Which Palo Alto neighborhoods and areas do you serve?
We serve Palo Alto and its adjacent communities as a mobile service, traveling to your address rather than working from a counter. Coverage spans the whole city, north to south, and the immediate Peninsula neighbors it blends into.
Because the city is geographically spread out — roughly from the Baylands and the U.S. 101 frontage on the east to the foothills and Stanford lands on the west — sharing a cross street or a nearby landmark when you request a quote helps a technician route to you efficiently.
- Downtown / University Avenue and the Ramona Street historic district
- Professorville, Crescent Park, and Old Palo Alto near Embarcadero Road
- California Avenue business district and the Evergreen Park / Mayfield area
- Midtown along Middlefield Road and the Charleston–Meadow corridor
- Barron Park, Greenmeadow, and the South Palo Alto neighborhoods
- College Terrace and the Stanford Research Park office area
- Adjacent areas including Menlo Park, East Palo Alto, Los Altos, and Mountain View
Rekey vs. replace: which is right for your Palo Alto home?
This is the most common question we get from Palo Alto homeowners and renters, and the answer usually comes down to the condition of the hardware and who currently has keys. Rekeying changes the internal pins of an existing lock cylinder so the old keys no longer work and a new key does. The lock stays on the door; only the key that operates it changes. Replacement means removing the existing lock and installing new hardware entirely.
Rekeying is typically the right call after you buy a home, move into a rental, lose track of how many copies of a key are floating around, or part ways with a roommate, housekeeper, or contractor. It is usually faster and less expensive than replacing, and you keep the look of your existing doors — which matters in the older Palo Alto neighborhoods where original or matched hardware is part of the home's character.
Replacement makes sense when a lock is physically failing — sticking, grinding, loose, or not latching — when it predates current standards, or when you want to upgrade to a higher-security deadbolt or a smart lock. As a rough guide, if the hardware works smoothly and you only need to control who has a key, rekey; if the hardware itself is the problem or you want new features, replace. We will tell you honestly which one fits when we see the door.
What happens during a lockout call?
A lockout is stressful, so it helps to know what to expect. When you request help, we confirm the address, the type of property (house, condo, apartment, office, or vehicle), and which door or lock is involved. For security reasons, a locksmith should verify that you have the right to access the property before opening it — for a home that usually means showing ID with the address or other reasonable proof of residency or authorization once on site. This is standard and protects you as much as it protects the locksmith.
On arrival, the technician assesses the lock and chooses the least invasive method that works. The goal is to get you back inside while protecting the door and the lock. In many cases a residential or office lock can be opened without damage; if a lock is already broken or a key has snapped off inside, the visit may also involve extraction or, occasionally, replacing the cylinder. We will explain what we find and what it will take before doing the work.

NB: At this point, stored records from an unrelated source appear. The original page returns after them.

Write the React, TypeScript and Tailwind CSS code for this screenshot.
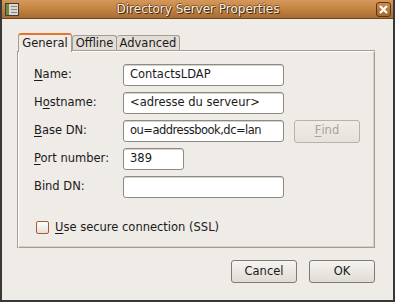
import React from 'react'

const font = { fontFamily: '"DejaVu Sans", "Liberation Sans", sans-serif' }

function Mn({ text, at }: { text: string; at: number }) {
  if (at < 0) return <>{text}</>
  return (
    <>
      {text.slice(0, at)}
      <span className="underline underline-offset-2">{text[at]}</span>
      {text.slice(at + 1)}
    </>
  )
}

function Field({ value, width, tight }: { value: string; width: string; tight?: boolean }) {
  return (
    <div
      className={`${width} h-[22px] flex items-center px-[6px] bg-white border border-[#8f8a82] rounded-[3px] shadow-[inset_0_1px_0_#d6d2cc] text-[#1a1a1a] ${
        tight ? 'tracking-[-0.5px]' : ''
      }`}
    >
      {value}
    </div>
  )
}

function Button({ children, disabled }: { children: React.ReactNode; disabled?: boolean }) {
  return (
    <div
      className={`w-[66px] h-[23px] flex items-center justify-center rounded-[3px] border ${
        disabled
          ? 'border-[#b8b2a8] text-[#a8a398] bg-gradient-to-b from-[#f0ede9] to-[#e6e2dc]'
          : 'border-[#7f7a72] text-[#1a1a1a] bg-gradient-to-b from-[#f6f4f1] to-[#e0dcd5]'
      }`}
    >
      {children}
    </div>
  )
}

const rows = [
  { label: 'Name:', at: 0, value: 'ContactsLDAP', w: 'w-[161px]' },
  { label: 'Hostname:', at: 1, value: '<adresse du serveur>', w: 'w-[161px]' },
  { label: 'Base DN:', at: 0, value: 'ou=addressbook,dc=lan', w: 'w-[161px]', find: true },
  { label: 'Port number:', at: 0, value: '389', w: 'w-[61px]' },
  { label: 'Bind DN:', at: -1, value: '', w: 'w-[161px]' },
]

export default function App() {
  return (
    <div style={font} className="w-[395px] h-[302px] text-[11.5px] text-[#1a1a1a] bg-[#efebe7] border-x-2 border-b-2 border-[#3a3836] flex flex-col">
      {/* title bar */}
      <div className="h-[19px] flex items-center px-[1px] bg-gradient-to-b from-[#d5975c] via-[#c4843f] to-[#a96c32] border-b border-[#6b4420]">
        <svg width="16" height="15" viewBox="0 0 16 15" className="ml-[1px]">
          <rect x="1.5" y="1.5" width="13" height="12" fill="#dad7d1" stroke="#3d3d3d" />
          <rect x="2" y="2" width="3" height="11" fill="#6f8a3c" />
          <line x1="7" y1="4.5" x2="13" y2="4.5" stroke="#8a8781" />
          <line x1="7" y1="7.5" x2="13" y2="7.5" stroke="#8a8781" />
          <line x1="7" y1="10.5" x2="13" y2="10.5" stroke="#8a8781" />
        </svg>
        <div className="flex-1 text-center text-[12px] text-[#f6efe6] [text-shadow:1px_1px_0_#4a2d10,-1px_0_0_#7a4a1c,0_-1px_0_#8a5522]">
          Directory Server Properties
        </div>
        <div className="w-[15px] h-[15px] mr-[1px] rounded-[3px] border border-[#5a3814] bg-gradient-to-b from-[#c98a4e] to-[#a66a31] flex items-center justify-center">
          <svg width="9" height="9" viewBox="0 0 9 9">
            <path d="M1 1 L8 8 M8 1 L1 8" stroke="#fff" strokeWidth="2.2" />
          </svg>
        </div>
      </div>

      {/* notebook */}
      <div className="mt-[13px] ml-[16px] mr-[18px] flex flex-col">
        <div className="flex items-end h-[19px]">
          <div className="h-[19px] w-[54px] flex items-center justify-center border-t-2 border-[#e5752e] border-x border-x-[#a59d91] rounded-t-[3px] bg-[#efebe7] relative top-[1px] z-10">
            General
          </div>
          <div className="h-[16px] w-[45px] flex items-center justify-center border border-b-0 border-[#a59d91] rounded-t-[3px] bg-[#e2ddd6]">
            Offline
          </div>
          <div className="h-[16px] w-[63px] flex items-center justify-center border border-b-0 border-l-0 border-[#a59d91] rounded-t-[3px] bg-[#e2ddd6]">
            Advanced
          </div>
        </div>
        <div className="h-[197px] border border-[#a59d91] border-t-white border-l-white bg-[#efebe7] shadow-[inset_-1px_-1px_0_#d7d0c5,-1px_0_0_#a59d91,0_-1px_0_#a59d91] pt-[12px] pl-[15px] flex flex-col">
          <div className="flex flex-col gap-[6px]">
            {rows.map((r) => (
              <div key={r.label} className="flex items-center h-[22px]">
                <div className="w-[89px]">
                  <Mn text={r.label} at={r.at} />
                </div>
                <Field value={r.value} width={r.w} tight={r.find} />
                {r.find && (
                  <div className="ml-[10px]">
                    <Button disabled>
                      <Mn text="Find" at={0} />
                    </Button>
                  </div>
                )}
              </div>
            ))}
          </div>
          <div className="mt-[21px] ml-[2px] flex items-center gap-[6px]">
            <div className="w-[13px] h-[13px] rounded-[2px] border border-[#a85c2c] bg-gradient-to-b from-white to-[#e4e0da]" />
            <span>
              <Mn text="Use secure connection (SSL)" at={0} />
            </span>
          </div>
        </div>
      </div>

      {/* buttons */}
      <div className="mt-[12px] mr-[18px] flex justify-end gap-[12px]">
        <Button>Cancel</Button>
        <Button>OK</Button>
      </div>
    </div>
  )
}
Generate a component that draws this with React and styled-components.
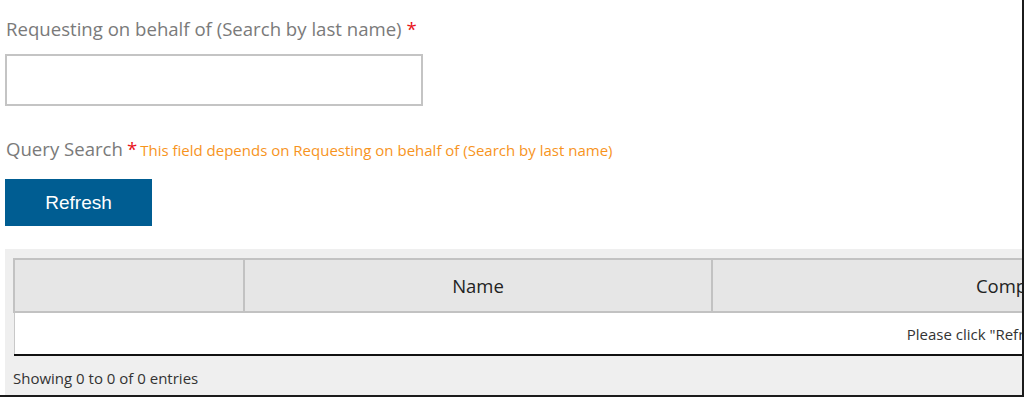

For privacy and safety, we do not publish techniques for defeating locks. What we can tell you is the practical part: have a way to prove the property is yours, and if a key broke off in the lock, leave it in place rather than digging at it, since that can push the fragment deeper and turn a simple extraction into a harder one.
Smart locks, deadbolts, and security upgrades for Peninsula homes and offices
Plenty of Palo Alto households and small offices are moving to smart locks for keyless entry, guest codes, and remote control — convenient for a busy two-job household, a home with regular deliveries, or a small team sharing an office near California Avenue. The two standards worth knowing are Z-Wave and Zigbee for hub-based home-automation systems, plus Wi-Fi and Bluetooth models that connect more directly to a phone. Many smart deadbolts still include a physical key as a backup, which we recommend keeping for the times a battery dies or the network is down.
For traditional hardware, the meaningful upgrade is usually a quality deadbolt graded for residential security, properly installed with a solid strike plate and long screws into the door frame — the strike and frame matter as much as the lock body itself. We can also set up matched keying so one key runs your front and back doors, or a master scheme so a small business can give staff limited access while the owner keeps a key that opens everything.
Whether you are upgrading a single front door in Midtown or planning hardware for an office suite in the Research Park, we will walk through the trade-offs in plain terms — cost, convenience, and how each option fits your door — so the choice is yours.
What do locksmith services typically cost in Palo Alto?
Honest pricing starts with a reality check: every job is quoted on the specifics, and the figures below are typical industry estimate ranges for the Bay Area, not quotes or guarantees. Actual cost depends on the lock type, the door, the time of day, the number of locks, and what we find on site. The only accurate number is the one you get after describing the job, which is exactly what the free-quote request is for.
Treat these as ballpark planning ranges so you are not caught off guard. A standard residential lockout commonly runs in the rough range of a basic service-call fee plus the opening; rekeying is often priced per cylinder, so the per-lock cost drops when several are done in one visit; and lock replacement varies widely with the hardware you choose, from a basic deadbolt to a premium smart lock. Smart-lock installation depends mostly on the device price plus labor.
We do not advertise a flat lowest price or a fixed rate, because doing so honestly would require ignoring the variables that actually drive cost. What we can tell you is that you will get a clear estimate before work starts, with the price for your specific job confirmed up front rather than added after the fact.